Data items
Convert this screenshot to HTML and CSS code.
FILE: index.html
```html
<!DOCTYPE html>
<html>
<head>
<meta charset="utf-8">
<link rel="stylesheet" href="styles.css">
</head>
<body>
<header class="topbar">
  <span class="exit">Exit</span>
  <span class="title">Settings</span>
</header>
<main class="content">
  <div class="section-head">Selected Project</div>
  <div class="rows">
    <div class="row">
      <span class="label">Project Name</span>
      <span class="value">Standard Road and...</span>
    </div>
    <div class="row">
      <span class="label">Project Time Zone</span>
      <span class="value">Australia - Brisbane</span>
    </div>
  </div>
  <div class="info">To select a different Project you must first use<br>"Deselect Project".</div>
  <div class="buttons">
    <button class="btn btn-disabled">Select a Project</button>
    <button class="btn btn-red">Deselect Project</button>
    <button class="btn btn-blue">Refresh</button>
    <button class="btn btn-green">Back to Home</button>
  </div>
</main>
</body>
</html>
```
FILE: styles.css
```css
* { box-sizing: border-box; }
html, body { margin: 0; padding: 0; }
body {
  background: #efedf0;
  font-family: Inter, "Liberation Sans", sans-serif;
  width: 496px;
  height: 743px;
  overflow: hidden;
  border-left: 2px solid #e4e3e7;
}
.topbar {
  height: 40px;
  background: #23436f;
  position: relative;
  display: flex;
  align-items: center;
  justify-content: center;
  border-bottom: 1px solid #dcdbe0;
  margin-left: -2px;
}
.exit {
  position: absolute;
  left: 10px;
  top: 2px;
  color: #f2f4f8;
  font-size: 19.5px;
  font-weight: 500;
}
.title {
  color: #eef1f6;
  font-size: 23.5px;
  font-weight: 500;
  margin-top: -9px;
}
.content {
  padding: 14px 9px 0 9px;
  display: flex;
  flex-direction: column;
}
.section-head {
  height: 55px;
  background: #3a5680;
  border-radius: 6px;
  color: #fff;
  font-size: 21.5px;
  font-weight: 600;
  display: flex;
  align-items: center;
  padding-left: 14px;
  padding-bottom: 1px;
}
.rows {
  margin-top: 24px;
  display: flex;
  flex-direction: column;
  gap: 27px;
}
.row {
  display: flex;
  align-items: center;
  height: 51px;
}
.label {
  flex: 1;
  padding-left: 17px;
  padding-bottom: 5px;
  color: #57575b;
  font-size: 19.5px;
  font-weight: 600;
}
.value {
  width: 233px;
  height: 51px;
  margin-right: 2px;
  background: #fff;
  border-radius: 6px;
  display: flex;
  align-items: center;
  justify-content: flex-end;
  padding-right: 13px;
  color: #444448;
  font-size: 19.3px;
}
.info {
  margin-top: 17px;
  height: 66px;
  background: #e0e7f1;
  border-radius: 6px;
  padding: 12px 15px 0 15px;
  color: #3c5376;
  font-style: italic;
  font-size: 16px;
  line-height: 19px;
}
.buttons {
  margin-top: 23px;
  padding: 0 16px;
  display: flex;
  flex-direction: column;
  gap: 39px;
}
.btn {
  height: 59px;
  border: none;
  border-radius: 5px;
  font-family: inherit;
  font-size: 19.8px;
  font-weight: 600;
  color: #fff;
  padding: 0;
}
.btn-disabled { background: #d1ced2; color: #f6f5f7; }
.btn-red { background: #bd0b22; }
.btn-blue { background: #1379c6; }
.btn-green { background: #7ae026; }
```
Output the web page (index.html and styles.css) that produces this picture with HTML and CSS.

§ Exercise: Write out every line exactly as it stands.

§ The response:
Convert this screenshot to HTML and CSS code.
FILE: index.html
```html
<!DOCTYPE html>
<html>
<head>
<meta charset="utf-8">
<link rel="stylesheet" href="styles.css">
</head>
<body>
<header class="topbar">
  <span class="exit">Exit</span>
  <span class="title">Settings</span>
</header>
<main class="content">
  <div class="section-head">Selected Project</div>
  <div class="rows">
    <div class="row">
      <span class="label">Project Name</span>
      <span class="value">Standard Road and...</span>
    </div>
    <div class="row">
      <span class="label">Project Time Zone</span>
      <span class="value">Australia - Brisbane</span>
    </div>
  </div>
  <div class="info">To select a different Project you must first use<br>"Deselect Project".</div>
  <div class="buttons">
    <button class="btn btn-disabled">Select a Project</button>
    <button class="btn btn-red">Deselect Project</button>
    <button class="btn btn-blue">Refresh</button>
    <button class="btn btn-green">Back to Home</button>
  </div>
</main>
</body>
</html>
```
FILE: styles.css
```css
* { box-sizing: border-box; }
html, body { margin: 0; padding: 0; }
body {
  background: #efedf0;
  font-family: Inter, "Liberation Sans", sans-serif;
  width: 496px;
  height: 743px;
  overflow: hidden;
  border-left: 2px solid #e4e3e7;
}
.topbar {
  height: 40px;
  background: #23436f;
  position: relative;
  display: flex;
  align-items: center;
  justify-content: center;
  border-bottom: 1px solid #dcdbe0;
  margin-left: -2px;
}
.exit {
  position: absolute;
  left: 10px;
  top: 2px;
  color: #f2f4f8;
  font-size: 19.5px;
  font-weight: 500;
}
.title {
  color: #eef1f6;
  font-size: 23.5px;
  font-weight: 500;
  margin-top: -9px;
}
.content {
  padding: 14px 9px 0 9px;
  display: flex;
  flex-direction: column;
}
.section-head {
  height: 55px;
  background: #3a5680;
  border-radius: 6px;
  color: #fff;
  font-size: 21.5px;
  font-weight: 600;
  display: flex;
  align-items: center;
  padding-left: 14px;
  padding-bottom: 1px;
}
.rows {
  margin-top: 24px;
  display: flex;
  flex-direction: column;
  gap: 27px;
}
.row {
  display: flex;
  align-items: center;
  height: 51px;
}
.label {
  flex: 1;
  padding-left: 17px;
  padding-bottom: 5px;
  color: #57575b;
  font-size: 19.5px;
  font-weight: 600;
}
.value {
  width: 233px;
  height: 51px;
  margin-right: 2px;
  background: #fff;
  border-radius: 6px;
  display: flex;
  align-items: center;
  justify-content: flex-end;
  padding-right: 13px;
  color: #444448;
  font-size: 19.3px;
}
.info {
  margin-top: 17px;
  height: 66px;
  background: #e0e7f1;
  border-radius: 6px;
  padding: 12px 15px 0 15px;
  color: #3c5376;
  font-style: italic;
  font-size: 16px;
  line-height: 19px;
}
.buttons {
  margin-top: 23px;
  padding: 0 16px;
  display: flex;
  flex-direction: column;
  gap: 39px;
}
.btn {
  height: 59px;
  border: none;
  border-radius: 5px;
  font-family: inherit;
  font-size: 19.8px;
  font-weight: 600;
  color: #fff;
  padding: 0;
}
.btn-disabled { background: #d1ced2; color: #f6f5f7; }
.btn-red { background: #bd0b22; }
.btn-blue { background: #1379c6; }
.btn-green { background: #7ae026; }
```
Output the web page (index.html and styles.css) that produces this picture with HTML and CSS.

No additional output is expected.